Posted by WayneAbernathy | Monday, January 27 2014 at 1:00PM ET
In the 2 year lead-up to EFT '99, I tried to engage senior management of the USPS in acting as a conduit for the mandated electronic payment to US benefit recipients. Even whilst I was working with the Treasury Department's FMS. Couldn't get a response to snail mail or a return phone call. Classic (and disgraceful) case of people too absorbed doing business the way they've always done it, to look at doing something new. As a result, the USPS closes underutilized post offices rather than offer new services thru these existing facilities, and Americans pay more for stamps without any improvement in service.

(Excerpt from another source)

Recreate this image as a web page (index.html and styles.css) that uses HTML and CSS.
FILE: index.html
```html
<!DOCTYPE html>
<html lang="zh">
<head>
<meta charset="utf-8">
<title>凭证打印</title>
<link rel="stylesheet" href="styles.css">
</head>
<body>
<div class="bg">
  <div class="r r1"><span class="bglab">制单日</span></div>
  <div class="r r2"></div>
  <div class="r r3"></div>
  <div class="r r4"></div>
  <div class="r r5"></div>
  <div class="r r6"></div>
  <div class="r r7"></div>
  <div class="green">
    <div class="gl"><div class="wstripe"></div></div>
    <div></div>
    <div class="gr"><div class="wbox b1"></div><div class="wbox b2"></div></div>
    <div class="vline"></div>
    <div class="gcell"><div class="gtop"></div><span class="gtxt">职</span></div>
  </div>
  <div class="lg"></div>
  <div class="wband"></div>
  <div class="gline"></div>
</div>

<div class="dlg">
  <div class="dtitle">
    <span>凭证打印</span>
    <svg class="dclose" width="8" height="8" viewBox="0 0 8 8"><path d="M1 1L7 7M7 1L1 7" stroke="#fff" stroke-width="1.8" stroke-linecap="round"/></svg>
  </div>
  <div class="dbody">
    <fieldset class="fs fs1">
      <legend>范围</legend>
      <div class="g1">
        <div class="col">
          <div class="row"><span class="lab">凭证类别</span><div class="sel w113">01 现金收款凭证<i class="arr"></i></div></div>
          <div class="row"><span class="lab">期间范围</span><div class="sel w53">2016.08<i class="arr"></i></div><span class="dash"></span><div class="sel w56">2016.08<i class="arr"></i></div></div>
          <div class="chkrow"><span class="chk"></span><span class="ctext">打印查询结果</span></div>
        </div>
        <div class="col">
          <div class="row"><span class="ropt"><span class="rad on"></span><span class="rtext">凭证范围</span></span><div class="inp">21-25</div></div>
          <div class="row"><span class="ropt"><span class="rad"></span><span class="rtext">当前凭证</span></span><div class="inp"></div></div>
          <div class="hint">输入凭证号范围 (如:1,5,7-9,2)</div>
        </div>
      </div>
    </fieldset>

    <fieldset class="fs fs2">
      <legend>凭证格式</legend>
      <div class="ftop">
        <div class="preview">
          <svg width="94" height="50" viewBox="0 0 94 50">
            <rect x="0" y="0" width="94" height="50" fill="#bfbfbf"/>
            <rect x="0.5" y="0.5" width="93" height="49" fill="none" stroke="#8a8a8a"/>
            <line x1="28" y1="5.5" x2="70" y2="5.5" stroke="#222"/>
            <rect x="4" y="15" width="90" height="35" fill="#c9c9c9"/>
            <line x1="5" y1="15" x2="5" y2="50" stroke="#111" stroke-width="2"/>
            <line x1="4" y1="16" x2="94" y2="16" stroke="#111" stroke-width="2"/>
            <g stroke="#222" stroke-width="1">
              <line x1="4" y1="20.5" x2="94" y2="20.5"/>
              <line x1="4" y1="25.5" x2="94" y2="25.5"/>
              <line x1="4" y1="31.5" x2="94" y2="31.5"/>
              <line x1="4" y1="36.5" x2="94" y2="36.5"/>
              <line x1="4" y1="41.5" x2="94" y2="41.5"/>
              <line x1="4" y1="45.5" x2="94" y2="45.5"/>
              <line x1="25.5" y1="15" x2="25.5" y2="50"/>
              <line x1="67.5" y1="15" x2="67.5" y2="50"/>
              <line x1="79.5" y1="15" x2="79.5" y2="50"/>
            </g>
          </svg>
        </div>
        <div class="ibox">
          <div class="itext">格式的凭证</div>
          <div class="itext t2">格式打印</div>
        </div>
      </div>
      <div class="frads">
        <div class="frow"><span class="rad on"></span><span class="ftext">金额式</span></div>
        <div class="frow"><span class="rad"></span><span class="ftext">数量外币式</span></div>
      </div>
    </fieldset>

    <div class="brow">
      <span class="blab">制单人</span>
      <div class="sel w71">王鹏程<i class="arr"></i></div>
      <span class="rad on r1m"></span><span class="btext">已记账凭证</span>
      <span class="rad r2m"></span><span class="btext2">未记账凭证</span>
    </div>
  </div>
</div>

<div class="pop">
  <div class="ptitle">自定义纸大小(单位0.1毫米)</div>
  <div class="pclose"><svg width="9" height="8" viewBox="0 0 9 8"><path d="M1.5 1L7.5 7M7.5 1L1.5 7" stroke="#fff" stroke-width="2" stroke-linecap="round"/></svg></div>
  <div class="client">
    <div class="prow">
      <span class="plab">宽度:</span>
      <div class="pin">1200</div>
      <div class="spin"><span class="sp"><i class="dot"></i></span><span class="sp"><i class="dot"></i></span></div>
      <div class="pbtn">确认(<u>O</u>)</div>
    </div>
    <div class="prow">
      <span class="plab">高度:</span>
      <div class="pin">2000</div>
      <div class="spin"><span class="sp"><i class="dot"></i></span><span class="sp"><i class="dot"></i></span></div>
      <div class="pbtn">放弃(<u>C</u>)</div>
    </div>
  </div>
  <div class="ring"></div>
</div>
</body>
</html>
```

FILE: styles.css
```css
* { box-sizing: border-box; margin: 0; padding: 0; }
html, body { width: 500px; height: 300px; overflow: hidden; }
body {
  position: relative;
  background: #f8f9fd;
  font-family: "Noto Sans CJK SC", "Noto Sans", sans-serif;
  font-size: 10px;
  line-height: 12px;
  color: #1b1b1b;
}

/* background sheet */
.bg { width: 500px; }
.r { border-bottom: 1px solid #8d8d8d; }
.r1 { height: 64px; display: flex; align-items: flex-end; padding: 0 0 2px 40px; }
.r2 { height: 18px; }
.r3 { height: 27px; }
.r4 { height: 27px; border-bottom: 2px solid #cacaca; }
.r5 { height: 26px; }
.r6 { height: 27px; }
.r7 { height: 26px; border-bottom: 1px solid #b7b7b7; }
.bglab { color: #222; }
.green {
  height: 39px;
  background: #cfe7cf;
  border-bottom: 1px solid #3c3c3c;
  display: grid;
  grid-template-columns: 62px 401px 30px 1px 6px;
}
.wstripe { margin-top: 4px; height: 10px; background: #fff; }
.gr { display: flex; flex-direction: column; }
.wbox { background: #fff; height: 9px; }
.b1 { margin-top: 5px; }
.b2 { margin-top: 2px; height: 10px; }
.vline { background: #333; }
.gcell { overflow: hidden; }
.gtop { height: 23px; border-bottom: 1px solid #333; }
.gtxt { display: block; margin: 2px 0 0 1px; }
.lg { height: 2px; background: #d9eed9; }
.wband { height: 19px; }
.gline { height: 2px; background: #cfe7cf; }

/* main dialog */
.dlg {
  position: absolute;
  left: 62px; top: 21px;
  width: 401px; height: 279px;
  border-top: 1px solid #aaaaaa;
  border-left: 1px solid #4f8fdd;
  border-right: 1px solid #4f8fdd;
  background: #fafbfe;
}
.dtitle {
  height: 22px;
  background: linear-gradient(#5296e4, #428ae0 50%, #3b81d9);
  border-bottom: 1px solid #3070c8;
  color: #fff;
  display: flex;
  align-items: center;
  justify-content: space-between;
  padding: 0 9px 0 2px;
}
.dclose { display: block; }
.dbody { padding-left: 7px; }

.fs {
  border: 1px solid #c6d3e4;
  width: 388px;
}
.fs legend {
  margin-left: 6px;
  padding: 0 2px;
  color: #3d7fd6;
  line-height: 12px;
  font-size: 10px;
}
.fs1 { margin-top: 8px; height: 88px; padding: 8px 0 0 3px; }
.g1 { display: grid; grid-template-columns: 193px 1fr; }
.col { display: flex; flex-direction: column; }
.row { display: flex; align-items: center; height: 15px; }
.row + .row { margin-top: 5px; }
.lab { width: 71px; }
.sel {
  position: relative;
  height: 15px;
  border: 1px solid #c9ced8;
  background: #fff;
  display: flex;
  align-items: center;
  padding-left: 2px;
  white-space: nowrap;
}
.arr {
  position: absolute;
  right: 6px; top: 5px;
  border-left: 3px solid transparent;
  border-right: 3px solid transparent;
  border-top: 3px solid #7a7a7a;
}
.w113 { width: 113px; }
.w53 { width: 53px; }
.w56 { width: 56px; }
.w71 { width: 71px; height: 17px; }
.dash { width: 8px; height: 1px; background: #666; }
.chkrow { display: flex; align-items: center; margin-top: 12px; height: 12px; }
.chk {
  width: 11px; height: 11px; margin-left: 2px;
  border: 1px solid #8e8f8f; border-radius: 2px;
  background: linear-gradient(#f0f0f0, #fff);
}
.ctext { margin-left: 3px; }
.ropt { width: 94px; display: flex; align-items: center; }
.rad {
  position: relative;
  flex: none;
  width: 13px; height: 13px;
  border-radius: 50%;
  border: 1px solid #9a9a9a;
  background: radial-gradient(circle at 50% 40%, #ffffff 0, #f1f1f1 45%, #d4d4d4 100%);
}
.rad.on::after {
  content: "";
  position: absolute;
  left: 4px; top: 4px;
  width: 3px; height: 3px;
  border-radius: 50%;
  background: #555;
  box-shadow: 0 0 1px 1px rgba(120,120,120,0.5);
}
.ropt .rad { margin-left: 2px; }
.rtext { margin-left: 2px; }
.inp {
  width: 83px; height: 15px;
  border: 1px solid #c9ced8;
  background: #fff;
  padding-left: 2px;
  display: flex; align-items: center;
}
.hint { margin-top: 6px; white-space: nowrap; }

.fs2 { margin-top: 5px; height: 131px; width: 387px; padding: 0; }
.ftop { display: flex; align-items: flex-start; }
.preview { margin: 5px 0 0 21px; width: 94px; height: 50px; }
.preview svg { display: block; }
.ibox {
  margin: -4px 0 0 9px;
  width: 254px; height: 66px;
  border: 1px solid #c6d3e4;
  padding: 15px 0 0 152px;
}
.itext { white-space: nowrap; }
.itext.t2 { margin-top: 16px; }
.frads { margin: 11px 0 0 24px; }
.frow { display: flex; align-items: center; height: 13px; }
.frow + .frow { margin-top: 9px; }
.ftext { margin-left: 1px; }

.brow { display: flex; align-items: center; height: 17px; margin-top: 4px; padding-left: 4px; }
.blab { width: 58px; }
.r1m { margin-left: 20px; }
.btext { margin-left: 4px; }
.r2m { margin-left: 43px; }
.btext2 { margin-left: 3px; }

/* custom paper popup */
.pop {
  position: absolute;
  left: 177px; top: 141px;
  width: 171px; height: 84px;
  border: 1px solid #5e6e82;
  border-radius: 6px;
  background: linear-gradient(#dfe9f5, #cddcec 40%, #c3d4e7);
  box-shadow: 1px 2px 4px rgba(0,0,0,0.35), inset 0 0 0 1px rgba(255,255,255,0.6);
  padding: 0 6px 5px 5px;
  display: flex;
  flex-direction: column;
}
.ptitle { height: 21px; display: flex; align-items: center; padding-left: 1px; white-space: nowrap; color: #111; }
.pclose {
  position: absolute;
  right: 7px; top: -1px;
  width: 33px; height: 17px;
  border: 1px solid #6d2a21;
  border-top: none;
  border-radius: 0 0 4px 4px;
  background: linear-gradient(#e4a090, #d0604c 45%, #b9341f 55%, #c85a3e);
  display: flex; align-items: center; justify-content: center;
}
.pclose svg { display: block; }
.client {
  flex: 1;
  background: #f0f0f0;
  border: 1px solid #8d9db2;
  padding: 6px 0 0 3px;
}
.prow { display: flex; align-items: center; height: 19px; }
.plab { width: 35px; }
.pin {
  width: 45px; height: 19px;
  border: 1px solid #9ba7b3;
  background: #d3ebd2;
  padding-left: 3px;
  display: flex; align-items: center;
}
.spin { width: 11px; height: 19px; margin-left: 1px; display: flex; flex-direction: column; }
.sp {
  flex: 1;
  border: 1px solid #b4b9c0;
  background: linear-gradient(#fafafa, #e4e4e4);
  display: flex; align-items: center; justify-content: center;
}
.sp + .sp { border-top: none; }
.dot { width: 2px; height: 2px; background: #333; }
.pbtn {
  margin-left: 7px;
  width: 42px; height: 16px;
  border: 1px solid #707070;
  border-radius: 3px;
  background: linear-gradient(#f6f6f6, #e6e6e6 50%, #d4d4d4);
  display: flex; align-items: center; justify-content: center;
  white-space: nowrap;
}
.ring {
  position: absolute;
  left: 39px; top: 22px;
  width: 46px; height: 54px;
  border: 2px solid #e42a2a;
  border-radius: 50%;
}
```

Posted by jim_wells | Monday, January 27 2014 at 1:50PM ET
Well, the USPS bankrupted our nation's mail system and has generally screwed up the US Postal system so badly that non-government competitors have bankrupted them. So, yea, let's let them have a go at the United States financial sector. I am sure that if they do half as good a job at running the financial sector as they have the USPS that most of our nation's citizens will be broke within 10 years.
Posted by commobanker | Monday, January 27 2014 at 2:07PM ET
The idea is to modify the business model of an institution seriously in need of additional revenue by having them meet the increasing financial services needs of underserved borrowers. They have a vast existing physical and human capital infrastructure in place and could partner with existing lending institutions to develop new customer revenue streams as opposed to capturing revenue from existing community/larger banks. This is an opportunity for a new look at how to meet the business credit needs of that market segment through the development of risk offset structure that could attract private capital to manage the risk for an appropriate market based return.
Posted by DSaunders | Monday, January 27 2014 at 2:40PM ET
It's certainly not rocket-science. So many successful models around the world that could be easily copied. All it requires is a willingness to try -- instead of continuing to play the role of victim. Oh, and of course, regularly hitting up American consumers for more money to compensate for gross ineptitude.